Wednesday May 22, 2013 | 05:30 AM

Roasting a whole chicken on the barbecue grill is more of an art than you’d think. Type of charcoal, “roasting” temperature and preparation of the chicken are all important factors to consider.

I like to use a mixture of hardwood briquettes and real hardwood charcoal.  Trader Joe’s sells excellent long-burning high-heat briquettes for $7.99 for 18 pounds and Whole Foods has a relatively inexpensive brand of natural hardwood charcoal, 8 pounds for 6.99.  I mix up the two charcoal styles in equal batches.

This 4 1/2 pound bird is a heritage Freedom Ranger raised by Frith Farm in Scarborough; let it sit at room temperature for about 30 minutes before barbecuing

For the chicken, get the best you can whether organic; free range, or a good all-natural chicken.  A good size is anywhere from 3 ½ to 5 pounds. The chicken I used the other day was from Frith Farm, a grower from Scarborough raising of heritage Freedom Ranger, which is available at his stand at the Wednesday Monument Square farmer’s market.

To prepare, clean out the chicken, season generously with salt and pepper and stuff the cavity with a whole lemon pricked all over with a fork.  Under the skin covering the breast meat insert slivers of garlic and a bunch of tarragon leaves for each breast.  Season the inside and out very generously with freshly ground sea salt and black pepper.  Tie up the legs with string to cover the opening of the cavity as much as you can and stuff it with some aluminum foil so the juices don’t run out. 

Rub the chicken all over with olive or canola oil. 

The chicken is studded with cloves and tarragon, stuffed with a lemon, trussed witth string, seasoned and rubbed with oil, ready for barbecue-roasting

If using a charcoal grill prepare the fire by letting the coals burn until glowing and white ash forms.  You want high heat.  Put your hand over the heat and if it’s hot enough to keep over the heat for only a second or two you’re at the right temperature. If using a gas grill preheat to high, then lower the temperature on one side so you have two roasting temperatures at your disposal. 
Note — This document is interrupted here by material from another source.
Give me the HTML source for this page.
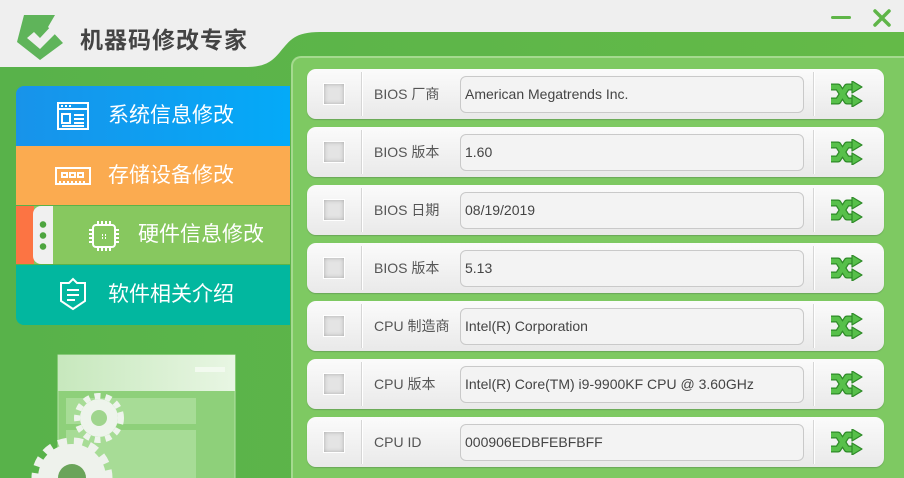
<!DOCTYPE html>
<html><head><meta charset="utf-8"><style>
*{margin:0;padding:0;box-sizing:border-box}
html,body{width:904px;height:478px;overflow:hidden}
body{position:relative;font-family:"Liberation Sans","Noto Sans CJK SC",sans-serif;background:linear-gradient(90deg,#58b24a,#64ba48)}
.hdr{position:absolute;left:0;top:0;width:904px;height:478px}
.title{position:absolute;left:80px;top:21px;font-size:23px;font-weight:bold;color:#444;letter-spacing:1px}
.menu{position:absolute;left:16px;width:274px;color:#fff;font-size:21px}
.menu span{position:absolute;top:0;line-height:60px}
.panel{position:absolute;left:291px;top:56px;width:613px;height:422px;border-radius:10px 0 0 0;background:#7ec962;border:2px solid #a5da8f;border-bottom:none;border-right:none}
.row{position:absolute;left:307px;width:577px;height:50px;border-radius:9px;background:linear-gradient(#fbfbfb,#e9e9e9);box-shadow:0 1px 1px #6aa658}
.cb{position:absolute;left:16px;top:14px;width:22px;height:22px;background:#e4e4e4;border:1px solid #fff;box-shadow:inset 0 0 4px #aaa}
.d1{position:absolute;left:54px;top:3px;width:1px;height:44px;background:#d6d6d6;box-shadow:1px 0 #fff}
.d2{position:absolute;left:506px;top:3px;width:1px;height:44px;background:#d6d6d6;box-shadow:1px 0 #fff}
.lb{position:absolute;left:67px;top:0;line-height:50px;font-size:14px;color:#555}
.in{position:absolute;left:153px;top:7px;width:344px;height:37px;border:1px solid #c9c9c9;border-radius:6px;background:#f3f3f3;font-size:14px;color:#444;line-height:35px;padding-left:4px}
.sh{position:absolute;left:522px;top:12px}
</style></head><body>
<svg class="hdr" width="904" height="478">
<path d="M0 0H904V32H320C295 32 290 40 280 52C270 64 262 67 245 67H0Z" fill="#efefef"/>
<path d="M24 15H55L48 27L63 43L40 60L17 42Z" fill="#5fb45a"/>
<path d="M27 38L34 32L40 38L53 24L59 30L40 49Z" fill="#efefef"/>
<rect x="831" y="16" width="20" height="3" rx="1.5" fill="#5fb548"/>
<path d="M875 11L889 25M889 11L875 25" stroke="#5fb548" stroke-width="3.5" stroke-linecap="round"/>
<defs><linearGradient id="g" x1="0" x2="1"><stop offset="0" stop-color="#c7e8bd"/><stop offset="1" stop-color="#e8f6e3"/></linearGradient>
<symbol id="s" viewBox="0 0 34 26"><g fill="none" stroke-linejoin="round"><path d="M2 6H9L18 20H24M2 20H9L18 6H24" stroke="#2e8a28" stroke-width="7"/><path d="M2 6H9L18 20H24M2 20H9L18 6H24" stroke="#57c04a" stroke-width="4.5"/></g><g fill="#57c04a" stroke="#2e8a28" stroke-width="1.2" stroke-linejoin="round"><path d="M23 0L33 6L23 12Z"/><path d="M23 14L33 20L23 26Z"/></g></symbol></defs>
<rect x="58" y="355" width="177" height="130" fill="#8ed07a" stroke="#b5e2a7"/>
<rect x="58" y="355" width="177" height="36" fill="url(#g)"/>
<rect x="195" y="367" width="30" height="5" fill="#f2faef"/>
<rect x="66" y="398" width="130" height="26" fill="#a7dc96"/>
<rect x="66" y="430" width="130" height="50" fill="#a7dc96"/>
<circle cx="99" cy="418" r="22" fill="none" stroke="#eef4ec" stroke-width="6" stroke-dasharray="6 5"/>
<circle cx="99" cy="418" r="19" fill="#eef4ec"/><circle cx="99" cy="418" r="8" fill="#9fd58d"/>
<circle cx="72" cy="478" r="37" fill="none" stroke="#eef2ec" stroke-width="7" stroke-dasharray="9 7"/>
<circle cx="72" cy="478" r="34" fill="#eef2ec"/><circle cx="72" cy="478" r="14" fill="#6aa45a"/>
</svg>
<div class="title">机器码修改专家</div>
<div class="menu" style="top:86px;height:60px;background:linear-gradient(90deg,#1893ea,#04aaf8);border-radius:8px 0 0 0">
<svg style="position:absolute;left:40px;top:15px" width="34" height="30" fill="none" stroke="#fff" stroke-width="2"><rect x="2" y="2" width="30" height="26"/><path d="M2 8H32M5 5h2M9 5h2M13 5h2M6 13h8v9H6zM18 14h10M18 18h10M18 22h10M6 25h22"/></svg>
<span style="left:92px">系统信息修改</span></div>
<div class="menu" style="top:146px;height:59px;background:#fbab50">
<svg style="position:absolute;left:38px;top:20px" width="38" height="20" fill="none" stroke="#fff" stroke-width="2"><path d="M2 2H36V18H2ZM2 2v4M36 2v4M6 18v-3M10 18v-3M14 18v-3M18 18v-3M22 18v-3M26 18v-3M30 18v-3"/><rect x="8" y="7" width="5" height="4"/><rect x="16" y="7" width="5" height="4"/><rect x="24" y="7" width="5" height="4"/></svg>
<span style="left:92px">存储设备修改</span></div>
<div class="menu" style="top:206px;height:58px;background:#87c85f">
<div style="position:absolute;left:0;top:0;width:18px;height:58px;background:#fc7443"></div>
<div style="position:absolute;left:17px;top:0;width:20px;height:58px;background:#f0f0f0;border-radius:8px 0 0 8px"></div>
<div style="position:absolute;left:23px;top:13px;width:8px;height:32px;background:radial-gradient(circle,#4ea540 3px,transparent 3.5px) 0 0/8px 11px"></div>
<svg style="position:absolute;left:71px;top:13px" width="34" height="34" fill="none" stroke="#fff" stroke-width="2"><rect x="6" y="6" width="22" height="22" rx="3"/><path d="M11 2v4M15 2v4M19 2v4M23 2v4M11 28v4M15 28v4M19 28v4M23 28v4M2 11h4M2 15h4M2 19h4M2 23h4M28 11h4M28 15h4M28 19h4M28 23h4M15 16h1M18 16h1M15 19h1M18 19h1"/></svg>
<span style="left:122px;line-height:58px">硬件信息修改</span></div>
<div class="menu" style="top:265px;height:60px;background:#02b79f;border-radius:0 0 0 8px">
<svg style="position:absolute;left:43px;top:12px" width="28" height="34" fill="none" stroke="#fff" stroke-width="2"><path d="M2 6L10 6L14 2L18 6L26 6V24L14 32L2 24Z M8 13h12M8 18h12M8 23h8"/></svg>
<span style="left:92px">软件相关介绍</span></div>
<div class="panel"></div>
<div class="row" style="top:69px"><div class="cb"></div><div class="d1"></div><div class="lb">BIOS 厂商</div><div class="in">American Megatrends Inc.</div><div class="d2"></div><svg class="sh" width="34" height="26"><use href="#s"/></svg></div>
<div class="row" style="top:127px"><div class="cb"></div><div class="d1"></div><div class="lb">BIOS 版本</div><div class="in">1.60</div><div class="d2"></div><svg class="sh" width="34" height="26"><use href="#s"/></svg></div>
<div class="row" style="top:185px"><div class="cb"></div><div class="d1"></div><div class="lb">BIOS 日期</div><div class="in">08/19/2019</div><div class="d2"></div><svg class="sh" width="34" height="26"><use href="#s"/></svg></div>
<div class="row" style="top:243px"><div class="cb"></div><div class="d1"></div><div class="lb">BIOS 版本</div><div class="in">5.13</div><div class="d2"></div><svg class="sh" width="34" height="26"><use href="#s"/></svg></div>
<div class="row" style="top:301px"><div class="cb"></div><div class="d1"></div><div class="lb">CPU 制造商</div><div class="in">Intel(R) Corporation</div><div class="d2"></div><svg class="sh" width="34" height="26"><use href="#s"/></svg></div>
<div class="row" style="top:359px"><div class="cb"></div><div class="d1"></div><div class="lb">CPU 版本</div><div class="in">Intel(R) Core(TM) i9-9900KF CPU @ 3.60GHz</div><div class="d2"></div><svg class="sh" width="34" height="26"><use href="#s"/></svg></div>
<div class="row" style="top:417px"><div class="cb"></div><div class="d1"></div><div class="lb">CPU ID</div><div class="in">000906EDBFEBFBFF</div><div class="d2"></div><svg class="sh" width="34" height="26"><use href="#s"/></svg></div>
</body></html>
This combination of charcoal is a perfect mix: the natural hardwood from Whole Foods burns very hot and fast while the hardwood briquettes from Trader Joe's burns more slowly--together they work well

At this point you can add some smoking wood like hickory, apple or sugar maple. Put the chicken over the direct heat. Some grill cooks like to use an indirect heat method where you put the chicken away from the heat. I like to start it off hot and move it to the side if the flames flare up. You don’t have to worry about the bottom of the chicken scorching because you’re not serving meat from the back.  And there’s no need to turn the chicken, just cover the grill and let it roast at about 400 to 450 degrees for at least an hour, checking the chicken periodically, especially in the beginning to make sure there are no flare ups and moving it around to cooler parts of the grill if necessary.  An instant-read thermometer should read 165 degrees for breast meat.  

Ready for roasting over charcoal and hickory; covered, the temperature will remain steady between 400 and 450 degrees; it will take about an hour to roast

Remove to a carving board and let rest, under a dome of foil for about 5 minutes before carving.  The meat will be moist and have that inimitable smoked flavor

Straight off the grill, the chicken has  deepenened to a beautiful mahogany, glistening and rich

The chicken carved easily having been roasted under very high heat for a short period--and it still remained very juicy

The perfect spring dinner: barbecue-roasted chicken (breast) flavored with lemon, garlic and tarragon; grilled asparagus, finished off with a squeeze of fresh lemon juice; and parboiled fingerling potatoes, finished off on the grill until crispy then put into a hot saute pan with olive oil, smashed and mixed with snipped  rosemary leaves, cooked until the potato flesh becomes somewhat crispy.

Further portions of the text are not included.